* _AIM_
Copy every line of the data that contains the string "React".

* _DATASET CONTENT_
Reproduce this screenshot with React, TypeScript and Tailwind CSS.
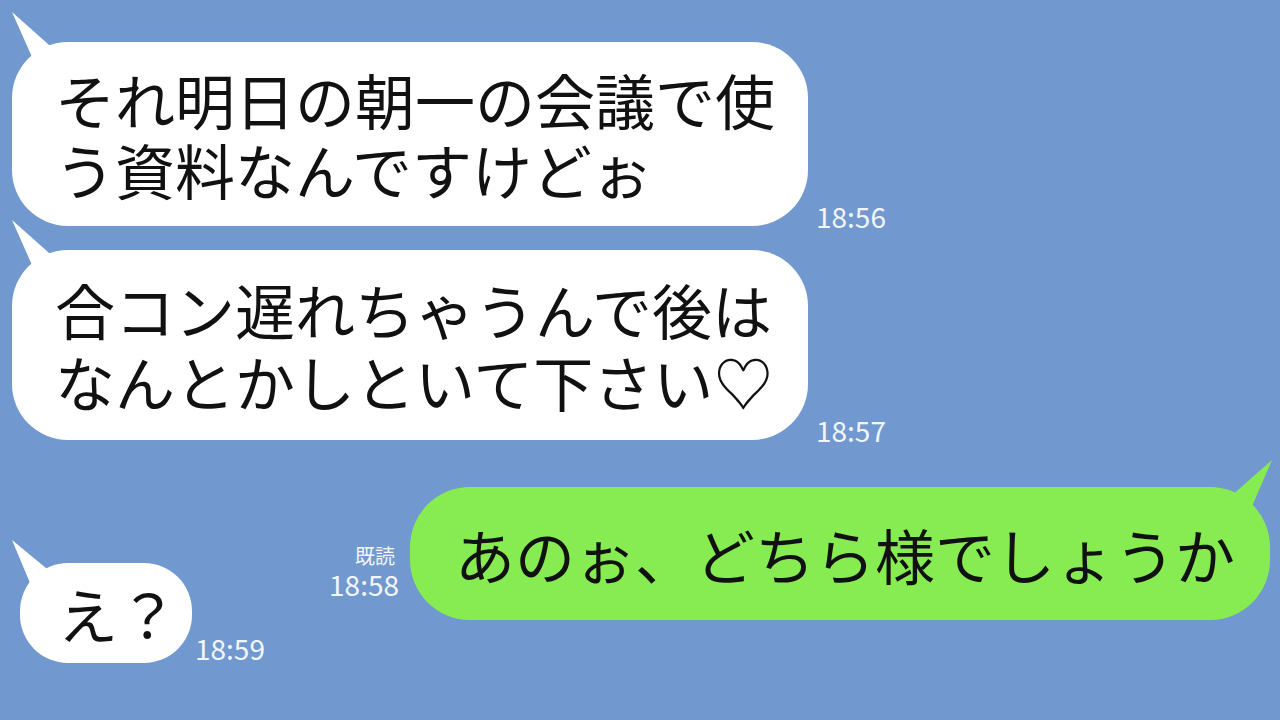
import React from 'react';

const Tail = ({ side, color }: { side: 'left' | 'right'; color: string }) =>
  side === 'left' ? (
    <svg className="absolute left-0 top-[-30px]" width="50" height="60" viewBox="0 0 50 60">
      <polygon points="0,0 45,40 24,54" fill={color} />
    </svg>
  ) : (
    <svg className="absolute right-[-2px] top-[-27px]" width="44" height="54" viewBox="0 0 44 54">
      <polygon points="44,0 2,37 22,51" fill={color} />
    </svg>
  );

const Time = ({ t, className = '' }: { t: string; className?: string }) => (
  <div className={`text-[28px] leading-[28px] text-[#f2f6fb] ${className}`}>{t}</div>
);

const App = () => {
  return (
    <div
      className="w-[1280px] h-[720px] bg-[#7199cf] overflow-hidden flex flex-col pt-[42px] text-[#111]"
      style={{ fontFamily: '"Noto Sans CJK JP", "Noto Sans", sans-serif' }}
    >
      {/* message 1 */}
      <div className="flex items-end pl-[12px]">
        <div className="relative w-[796px] h-[184px] rounded-[56px] bg-white flex flex-col justify-center pl-[43px] text-[60px] leading-[70px] whitespace-nowrap">
          <Tail side="left" color="#ffffff" />
          <div className="relative">それ明日の朝一の会議で使</div>
          <div className="relative">う資料なんですけどぉ</div>
        </div>
        <Time t="18:56" className="ml-[8px] -mb-1" />
      </div>

      {/* message 2 */}
      <div className="flex items-end pl-[12px] mt-[24px]">
        <div className="relative w-[796px] h-[190px] rounded-[56px] bg-white flex flex-col justify-center pl-[43px] text-[60px] leading-[72px] whitespace-nowrap">
          <Tail side="left" color="#ffffff" />
          <div className="relative">合コン遅れちゃうんで後は</div>
          <div className="relative">なんとかしといて下さい♡</div>
        </div>
        <Time t="18:57" className="ml-[8px] -mb-1" />
      </div>

      {/* my reply */}
      <div className="flex items-end justify-end pr-[10px] mt-[47px]">
        <div className="flex flex-col items-end mr-[11px] mb-[22px] gap-[4px]">
          <div className="text-[20px] leading-[20px] text-[#f2f6fb] mr-[4px]">既読</div>
          <Time t="18:58" />
        </div>
        <div className="relative w-[860px] h-[133px] rounded-[60px] bg-[#87ec52] flex items-center pl-[45px] text-[60px] leading-[70px] whitespace-nowrap">
          <Tail side="right" color="#87ec52" />
          <span className="relative">あのぉ、どちら様でしょうか</span>
        </div>
      </div>

      {/* message 4 */}
      <div className="flex items-end pl-[20px] mt-[-57px]">
        <div className="relative w-[172px] h-[100px] rounded-[48px] bg-white flex items-center pl-[38px] text-[60px] leading-[70px] whitespace-nowrap">
          <svg className="absolute left-[-8px] top-[-23px]" width="44" height="54" viewBox="0 0 44 54">
            <polygon points="0,0 40,33 21,50" fill="#ffffff" />
          </svg>
          <span className="relative">え？</span>
        </div>
        <Time t="18:59" className="ml-[3px] mb-[1px]" />
      </div>
    </div>
  );
};

export default App;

* _SOLUTION TO THIS PROBLEM_
Reproduce this screenshot with React, TypeScript and Tailwind CSS.
import React from 'react';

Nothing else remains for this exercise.